What are your research topics?
I am a literary scholar specialising in English- and French-language literature of the 19th century and early 20th century, picture books, comics and other works that combine words and images, the relationship between travel literature and fiction, as well as narrative theory and theories of literary interpretation.
Where and how does the topic of your research have an impact?
Recently, I have been investigating the relationship between literature and terrorism from the 19th century to the present day. My particular focus is on works where terrorists are also depicted from understanding and sympathetic perspectives, and where readers are offered the opportunity for empathy and sympathy. Empathy means the capacity to imagine another person’s feelings, while sympathy is the ability to feel something on behalf of or for another person. My research focuses on the moral and political dimensions of compassion directed at terrorists, with the aim of establishing connections between literature and the broader public discussion on terrorism.
The central premise is that when literature describes the potential for morally questionable compassion, it reflects and explores perspectives excluded from other kinds of discussion. This does not directly benefit the fight against terrorism, but my research describes the multidimensionality of empathy and sympathy associated with acts of terror differently from other research on political violence.
What is particularly inspiring in your field right now?
I am interested in new ways of investigating the history of narrative techniques and practices in the 19th century and in earlier European literature. I am also excited about new approaches that focus on fictional characters using a multidimensional approach, taking into account their realism and their various roles and functions as part of literary works.

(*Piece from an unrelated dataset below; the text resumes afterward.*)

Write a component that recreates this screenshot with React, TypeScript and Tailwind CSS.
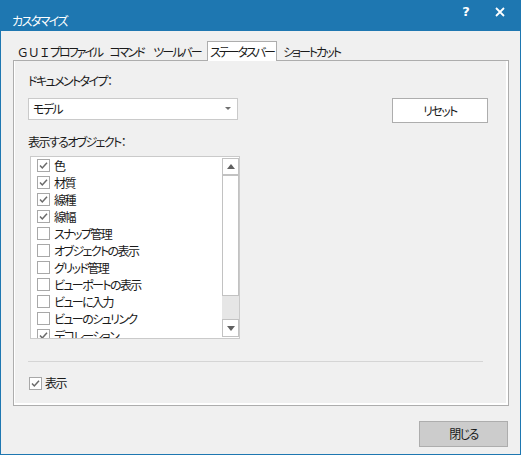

The theory of transmedia storytelling has recently evolved so that we are able to pose increasingly meaningful questions on the relationship between narratives and the media used to convey them, as well on what happens when narratives are adapted from one medium to another. For instance, how are novels turned into films, how do comics adapt literary works, or what happens to storytelling in audiobooks?
It is also inspiring to see how data produced through corpus analysis on extensive historical literary datasets is changing the questions in traditional research and framing the models for potential explanations.
Kai Mikkonen is a professor of comparative literature at the Faculty of Arts.